Comcast subscribers who were impacted by the cable operator's throttling of peer-to-peer transfers stand to gain $16 each now that the class-action lawsuit has been finalized.
According to several media reports, Judge Legrome Davis of the U.S. District Court for the Eastern District of Pennsylvania gave his final approval to the settlement on Thursday.
Under the terms of the settlement, Comcast didn't admit to any wrongdoing, while current and past Comcast data subscribers have until Aug. 29 to file a claim on the settlement site, although they're not guaranteed the full $16 amount.
The settlement spans April 1, 2006, to Dec. 31, 2008, for Comcast subscribers who used P2P sites such as Ares, BitTorrent, eDonkey, FastTrack or Gnutella and were unable to share files or thought their speeds were slower during periods of file sharing.
The original suit was filed in November 2007 by California resident Jon Hart. Under the terms of the settlement, Hart will receive $2,500.
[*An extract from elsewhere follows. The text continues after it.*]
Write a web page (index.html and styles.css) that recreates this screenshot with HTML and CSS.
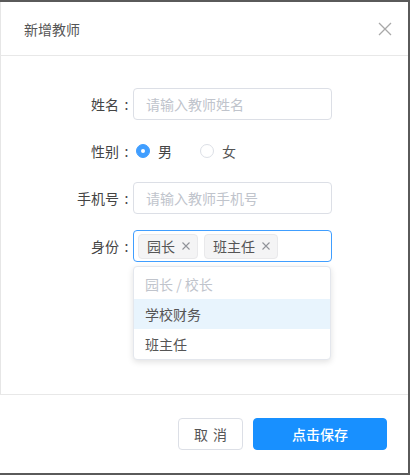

Comcast denied blocking particular sites or applications but did say it delayed P2P traffic during peak times in order to better serve all of its data customers. The Federal Communications Commission issued an enforcement action last year that required Comcast to be more transparent with its network management policies, but earlier this year a U.S. Appeals Court in D.C. ruled that the Federal Communications Commission has no authority to impose restrictions on network management practices.